- [Problem statement] Identify each line in the records below that contains the word "index", and copy it.

- [Exercise materials]

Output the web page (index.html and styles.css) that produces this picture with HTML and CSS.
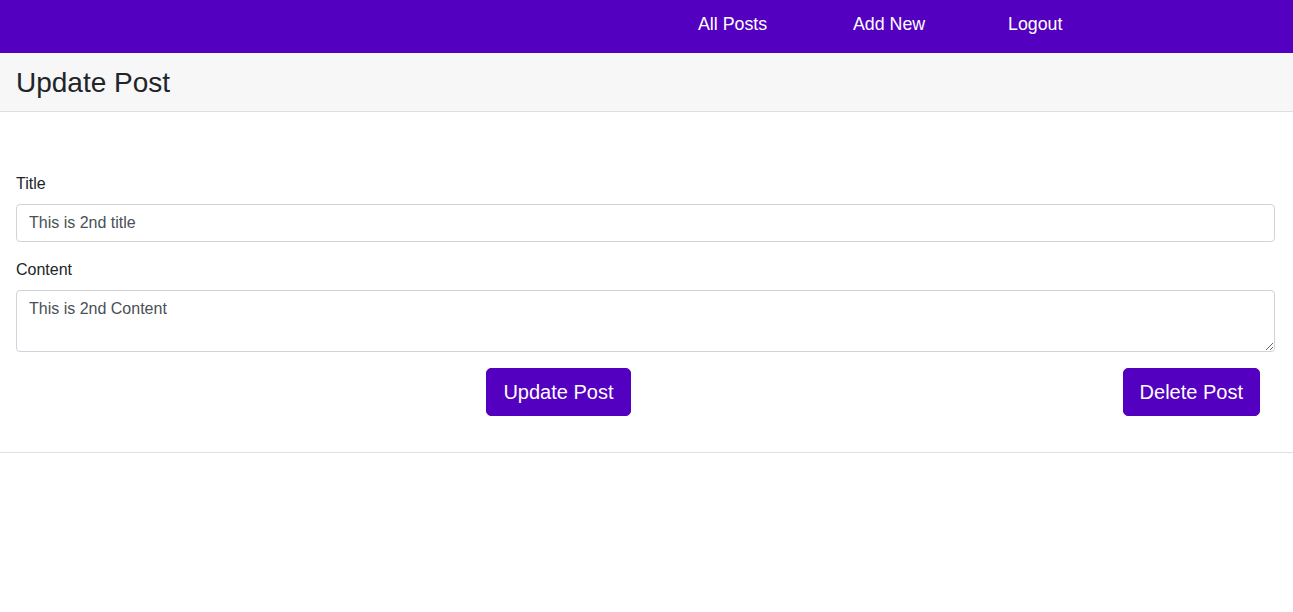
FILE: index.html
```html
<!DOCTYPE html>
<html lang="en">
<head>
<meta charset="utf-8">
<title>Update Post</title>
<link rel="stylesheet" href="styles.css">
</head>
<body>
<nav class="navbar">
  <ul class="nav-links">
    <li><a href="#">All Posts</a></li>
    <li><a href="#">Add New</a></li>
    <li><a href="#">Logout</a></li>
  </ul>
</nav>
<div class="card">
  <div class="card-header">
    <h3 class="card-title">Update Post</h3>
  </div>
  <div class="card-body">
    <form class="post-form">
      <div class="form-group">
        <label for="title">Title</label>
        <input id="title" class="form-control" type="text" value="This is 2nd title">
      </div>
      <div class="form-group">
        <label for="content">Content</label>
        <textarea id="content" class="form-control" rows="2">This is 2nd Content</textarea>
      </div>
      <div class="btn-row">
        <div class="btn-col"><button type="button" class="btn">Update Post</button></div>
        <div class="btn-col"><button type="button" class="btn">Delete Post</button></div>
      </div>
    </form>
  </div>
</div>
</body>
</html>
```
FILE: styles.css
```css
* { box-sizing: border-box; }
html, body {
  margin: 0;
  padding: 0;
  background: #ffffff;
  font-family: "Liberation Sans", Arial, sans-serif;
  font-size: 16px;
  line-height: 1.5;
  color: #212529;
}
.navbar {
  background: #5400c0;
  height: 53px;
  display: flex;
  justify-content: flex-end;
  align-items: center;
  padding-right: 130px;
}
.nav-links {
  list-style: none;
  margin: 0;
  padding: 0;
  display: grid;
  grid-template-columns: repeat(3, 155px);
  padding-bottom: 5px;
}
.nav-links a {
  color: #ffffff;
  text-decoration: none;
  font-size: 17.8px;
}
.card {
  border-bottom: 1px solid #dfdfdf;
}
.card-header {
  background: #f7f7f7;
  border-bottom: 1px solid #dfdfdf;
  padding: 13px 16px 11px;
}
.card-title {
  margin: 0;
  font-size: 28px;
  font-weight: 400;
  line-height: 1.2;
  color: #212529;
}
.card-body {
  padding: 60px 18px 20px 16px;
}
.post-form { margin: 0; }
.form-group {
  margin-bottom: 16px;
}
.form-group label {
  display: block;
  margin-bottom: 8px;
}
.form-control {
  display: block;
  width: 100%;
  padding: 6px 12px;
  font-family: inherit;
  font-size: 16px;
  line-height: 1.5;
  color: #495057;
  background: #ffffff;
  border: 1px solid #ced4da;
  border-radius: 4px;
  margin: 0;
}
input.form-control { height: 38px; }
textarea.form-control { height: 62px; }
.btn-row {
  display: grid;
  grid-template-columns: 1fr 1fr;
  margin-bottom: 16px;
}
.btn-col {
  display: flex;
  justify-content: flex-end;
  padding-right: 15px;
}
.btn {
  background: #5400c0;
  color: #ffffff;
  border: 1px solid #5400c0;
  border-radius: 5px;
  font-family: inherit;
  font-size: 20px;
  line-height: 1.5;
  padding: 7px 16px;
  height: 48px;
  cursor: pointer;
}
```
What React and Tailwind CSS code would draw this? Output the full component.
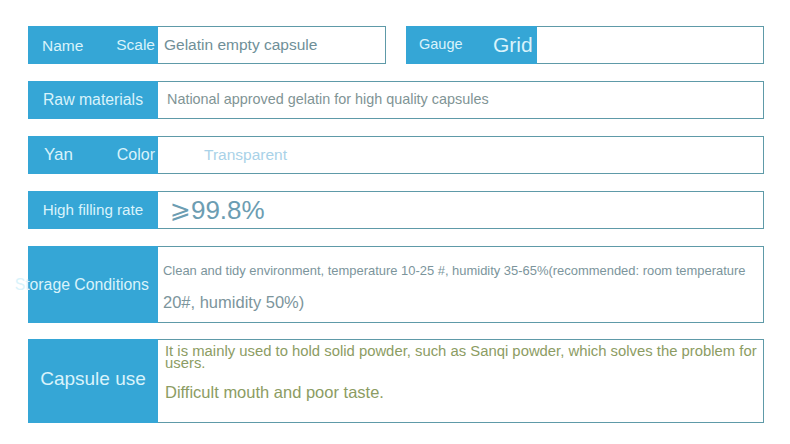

- [Correct result]
Output the web page (index.html and styles.css) that produces this picture with HTML and CSS.
FILE: index.html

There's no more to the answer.